- Born: September 10, 1893 Chicago, Illinois, USA
- Died: March 30, 1974 (aged 80) Chicago, Illinois, USA
- Relatives: Harry Mummery (brother)
- Ice hockey player

Ice hockey career
- Played for: Brandon Wheat City (1913) Quebec Bulldogs (1914-1917) Montreal Canadiens (1917) →Montreal Wanderers (1917) Edmonton (1919-1920)

= Walter Mummery =

Canadian ice hockey player (1893–1974)

Walter Mummery (September 10, 1893 – March 30, 1974) was a professional ice hockey player.

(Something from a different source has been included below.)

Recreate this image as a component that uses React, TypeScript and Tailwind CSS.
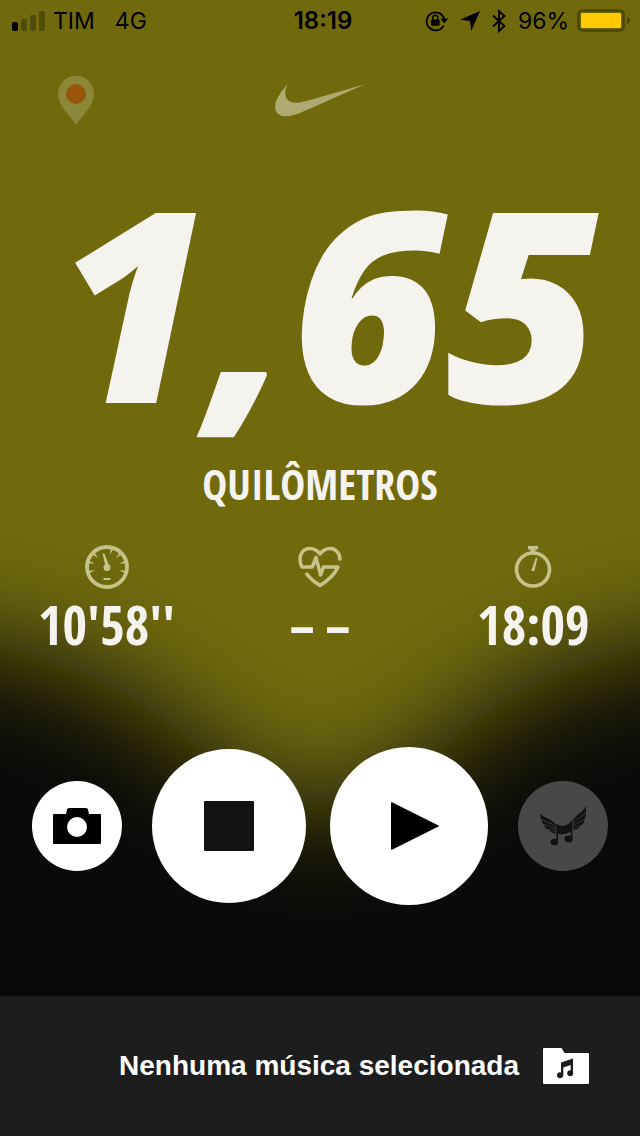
import type { ReactNode } from "react";

function Backdrop() {
  return (
    <svg
      aria-hidden="true"
      className="absolute inset-0 h-full w-full"
      viewBox="0 0 640 996"
      preserveAspectRatio="none"
    >
      <defs>
        <filter id="soft" filterUnits="userSpaceOnUse" x="-400" y="-400" width="1440" height="1700">
          <feGaussianBlur stdDeviation="56" />
        </filter>
      </defs>
      <rect width="640" height="996" fill="#0a0a0a" />
      <path
        filter="url(#soft)"
        fill="#6f6b0a"
        d="M-300 -300H940V620L640 646C560 668 500 698 450 740C400 785 355 812 320 812C285 812 240 785 190 740C140 698 80 668 0 646L-300 620Z"
      />
    </svg>
  );
}

function SignalBars() {
  return (
    <svg aria-hidden="true" width="33" height="20" viewBox="0 0 33 20">
      <rect x="0" y="11" width="6" height="9" rx="2" fill="#000" />
      <g fill="#4f4b08">
        <rect x="9" y="8" width="6" height="12" rx="2" />
        <rect x="18" y="4" width="6" height="16" rx="2" />
        <rect x="27" y="0" width="6" height="20" rx="2" />
      </g>
    </svg>
  );
}

function RotationLock() {
  return (
    <svg aria-hidden="true" width="23" height="22" viewBox="0 0 23 22">
      <path d="M18.6 15.6A9 9 0 1 1 19.2 8.6" fill="none" stroke="#000" strokeWidth="1.8" />
      <path d="M15.6 8.6H23L19.3 13.4Z" />
      <rect x="6" y="9.4" width="8.6" height="6.4" rx="1" />
      <path d="M7.9 10V7.6a2.4 2.4 0 0 1 4.8 0V10" fill="none" stroke="#000" strokeWidth="1.5" />
    </svg>
  );
}

function LocationArrow() {
  return (
    <svg aria-hidden="true" width="20" height="20" viewBox="0 0 20 20">
      <path d="M20 0L11.2 20L10 10L0 8.8Z" />
    </svg>
  );
}

function Bluetooth() {
  return (
    <svg aria-hidden="true" width="14" height="24" viewBox="0 0 14 24">
      <path
        d="M1 6.5L12.4 17L7 22V2L12.4 7L1 17.5"
        fill="none"
        stroke="#000"
        strokeWidth="1.9"
      />
    </svg>
  );
}

function Battery() {
  return (
    <svg aria-hidden="true" width="53" height="24" viewBox="0 0 53 24">
      <rect x="1.5" y="1.5" width="45" height="20" rx="4" fill="none" stroke="#4b4707" strokeWidth="2.6" />
      <rect x="4" y="4" width="40" height="15" rx="1.5" fill="#ffcb00" />
      <path d="M50 8C52 8.600 53 10 53 11.500S52 14.400 50 15Z" fill="#4b4707" />
    </svg>
  );
}

function StatusBar() {
  return (
    <div className="grid h-[41px] grid-cols-[1fr_auto_1fr] items-center pl-3 pr-[10px] text-[23px] leading-7 text-black [font-family:Inter,sans-serif]">
      <div className="flex items-center gap-2">
        <SignalBars />
        <span>TIM</span>
        <span className="pl-3">4G</span>
      </div>
      <span className="pl-1 text-2xl font-semibold">18:19</span>
      <div className="flex items-center justify-end gap-3">
        <RotationLock />
        <LocationArrow />
        <Bluetooth />
        <div className="flex items-center gap-2">
          <span>96%</span>
          <Battery />
        </div>
      </div>
    </div>
  );
}

function Pin() {
  return (
    <svg aria-hidden="true" width="36" height="48" viewBox="0 0 36 48">
      <path d="M18 0A18 18 0 0 1 36 18C36 28 28 36 18 48.500C8 36 0 28 0 18A18 18 0 0 1 18 0Z" fill="#8c8839" />
      <circle cx="18" cy="18" r="10" fill="#98560b" />
    </svg>
  );
}

function Swoosh() {
  return (
    <svg aria-hidden="true" width="90" height="33" viewBox="0 0 90 33">
      <path
        d="M12.500 0C8.500 9 9.500 18.800 20.500 18.800C24.500 18.800 29 17.600 34 16.200L90 0.300L29 27.200C21.500 30.500 16 32.300 11 32.300C3 32.300 -0.300 27.500 0.200 21.500C0.800 14.500 7.500 6 12.500 0Z"
        fill="#aeaa72"
      />
    </svg>
  );
}

function Gauge() {
  const ticks = [-105, -75, -45, 15, 45, 75, 105];
  return (
    <svg aria-hidden="true" width="44" height="44" viewBox="0 0 44 44" fill="#c7c289">
      <circle cx="22" cy="22" r="20" fill="none" stroke="#c7c289" strokeWidth="3.8" />
      {ticks.map((angle) => (
        <path key={angle} d="M20.700 3L22 9.600L23.300 3Z" transform={`rotate(${angle} 22 22)`} />
      ))}
      <path d="M17.600 8.500L19.200 8L24 20.500L20.500 21.500Z" />
      <circle cx="22" cy="22.500" r="3.500" />
      <rect x="18.500" y="33" width="7" height="2" rx="0.500" />
    </svg>
  );
}

function HeartPulse() {
  return (
    <svg aria-hidden="true" width="44" height="44" viewBox="0 0 44 44" fill="none" stroke="#c7c289" strokeWidth="3.5">
      <path d="M42 15.500C42 8 37.500 3.500 32.500 3.500C28 3.500 24.500 5.500 22 9C19.500 5.500 16 3.500 11.500 3.500C6 3.500 2 8 2 14.500C2 17.500 2.800 19.800 4 22H14.300L18 12.500L22.600 30L25.500 22H40C36.500 30 30 35.500 22 40.500C16 36.800 11.500 33 8 28" strokeLinejoin="round" />
    </svg>
  );
}

function Stopwatch() {
  return (
    <svg aria-hidden="true" width="44" height="44" viewBox="0 0 44 44" fill="#c7c289">
      <circle cx="22" cy="24.500" r="16.500" fill="none" stroke="#c7c289" strokeWidth="3.600" />
      <path d="M17 1H27V4.500H24.500V7.500H19.500V4.500H17Z" />
      <path d="M24.800 12.500L26.400 13L23.500 26H20.200Z" />
    </svg>
  );
}

function Metric({ label, icon, value }: { label: string; icon: ReactNode; value: string }) {
  return (
    <div className="flex flex-col items-center gap-2" aria-label={label}>
      {icon}
      <span className="text-[53px] leading-[56px]">{value}</span>
    </div>
  );
}

function Camera() {
  return (
    <svg aria-hidden="true" width="48" height="36" viewBox="0 0 48 36">
      <path
        fillRule="evenodd"
        d="M1 6H13L14 1.500Q14.400 0 16 0H33Q34.600 0 35 1.500L36 6H47Q48 6 48 7V35Q48 36 47 36H1Q0 36 0 35V7Q0 6 1 6ZM24 9A10 10 0 1 0 24 29A10 10 0 1 0 24 9Z"
      />
    </svg>
  );
}

function WingedNotes() {
  return (
    <svg aria-hidden="true" width="46" height="40" viewBox="0 0 46 40" fill="#121212">
      <path d="M0 8C4 11.500 11 12.500 16 18.500V27.500C12 27 9.500 25.500 8.800 23.800C6 22.800 4.300 21 4.200 19C2.200 17.500 1.200 15.500 1.600 13.500C0.400 12 -0.200 10 0 8Z" />
      <path d="M46 0C43 6 36 8.500 33 14.500V24C37 23.500 40 21.800 41 19.500C43.500 18 44.600 15.500 44.300 13.300C45.800 11.300 46.300 9 45.600 7C46.300 4.500 46.300 2 46 0Z" />
      <path d="M17 18.500C22.500 20.800 27.500 20 32 15V24.500C27.500 28.300 22.500 29 17 27.500Z" />
      <g fill="none" stroke="#484848" strokeWidth="0.700">
        <path d="M1.500 13.300C6 16.300 11 16.300 15 20.200" />
        <path d="M4 18.500C8 20.500 11.500 20 15.500 23" />
        <path d="M8.500 23.300C11 24.300 13 24 15.500 25.500" />
        <path d="M45.600 6.800C42 11.200 37.500 11.700 34 16.500" />
        <path d="M44.300 13C41 16 37.500 16 34 19.500" />
        <path d="M41 19.300C38.500 20.800 36.500 20.500 34 22.500" />
        <path d="M16 18V30M33 14V26" />
      </g>
      <path d="M16.400 18H18V35.500H16.400ZM30.800 14.500H32.400V32.500H30.800Z" />
      <ellipse cx="14.300" cy="36" rx="3.900" ry="3.300" />
      <ellipse cx="28.700" cy="33" rx="4.100" ry="3.400" />
    </svg>
  );
}

function MusicFolder() {
  return (
    <svg aria-hidden="true" width="46" height="36" viewBox="0 0 46 36">
      <path d="M1 0H18.500L21.500 5H45Q46 5 46 6V35Q46 36 45 36H1Q0 36 0 35V1Q0 0 1 0Z" fill="#fff" />
      <g fill="#1d1d1d">
        <path d="M18 14.500L30 10.500V25.500H27.700V17L20.300 19.500V28H18Z" />
        <circle cx="17" cy="27.200" r="3" />
        <circle cx="27.200" cy="25.200" r="3" />
      </g>
    </svg>
  );
}

export default function App() {
  return (
    <div className="flex min-h-screen flex-col bg-[#0a0a0a]">
      <main className="relative isolate flex grow flex-col text-[#f5f3ee]">
        <div className="absolute inset-0 -z-10 overflow-hidden">
          <Backdrop />
        </div>

        <StatusBar />

        <header className="grid grid-cols-3 items-start pt-[35px]">
          <div className="pl-[58px]">
            <Pin />
          </div>
          <div className="flex justify-center pt-2">
            <Swoosh />
          </div>
        </header>

        <section className="font-bold [font-family:'Open_Sans_Condensed','Open_Sans',sans-serif]">
          <p className="pr-10 pt-12 text-right text-[266px] font-extrabold italic leading-[256px] [font-family:'Open_Sans',sans-serif]">
            1,65
          </p>
          <h1 className="pt-7 text-center text-[42px] leading-[56px]">QUILÔMETROS</h1>
          <div className="grid grid-cols-3 pt-[33px]">
            <Metric label="Ritmo" icon={<Gauge />} value="10'58''" />
            <Metric label="Frequência cardíaca" icon={<HeartPulse />} value={"–\u2009–"} />
            <Metric label="Duração" icon={<Stopwatch />} value="18:09" />
          </div>
        </section>

        <div className="flex items-center justify-between px-8 pb-[90px] pt-[94px]">
          <button
            type="button"
            aria-label="Câmera"
            className="flex size-[90px] items-center justify-center rounded-full bg-white"
          >
            <Camera />
          </button>
          <div className="flex items-center gap-6">
            <button
              type="button"
              aria-label="Parar"
              className="flex size-[154px] items-center justify-center rounded-full bg-white"
            >
              <span className="size-[50px] rounded-[1px] bg-[#121212]" />
            </button>
            <button
              type="button"
              aria-label="Continuar"
              className="flex size-[158px] items-center justify-center rounded-full bg-white"
            >
              <svg aria-hidden="true" width="60" height="48" viewBox="0 0 60 48">
                <path d="M12 1Q12 0 13 0.300L59.500 23.400Q60.200 24 59.500 24.600L13 47.700Q12 48 12 47Z" />
              </svg>
            </button>
          </div>
          <button
            type="button"
            aria-label="Música"
            className="flex size-[90px] items-center justify-center rounded-full bg-[#484847]"
          >
            <WingedNotes />
          </button>
        </div>
      </main>

      <footer className="bg-[#1d1d1d] text-white">
        <button
          type="button"
          className="flex h-[140px] w-full items-center justify-end gap-6 pr-[51px] text-[28px] font-bold leading-9 [font-family:'Liberation_Sans',sans-serif]"
        >
          <span>Nenhuma música selecionada</span>
          <MusicFolder />
        </button>
      </footer>
    </div>
  );
}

He played for the Quebec Bulldogs from 1914 until 1917. His brother Harry also played professional hockey.

==Playing career==
Born in Chicago, Illinois, United States, the Mummery family moved to Brandon, Manitoba. In 1913, Walter joined Brandon Wheat City of the Manitoba Hockey League. The next season, 1914–15, Walter joined the Quebec Bulldogs of the National Hockey Association (NHA), where he played until the end of the 1916–17 NHA season. The following year, the Quebec club did not operate in the new National Hockey League (NHL) and Mummery was assigned to the Montreal Canadiens. Mummery was loaned to the Montreal Wanderers in December 1917, but did not play a game for the Wanderers either. Before Mummery played a game, the Wanderers arena burned down.

Mummery did not play pro hockey until 1919–20, when he joined Edmonton of the Big-4 League for one season. By then, Quebec was operating in the NHL and his rights were assigned to Quebec but he did not return. He died in Chicago in 1974.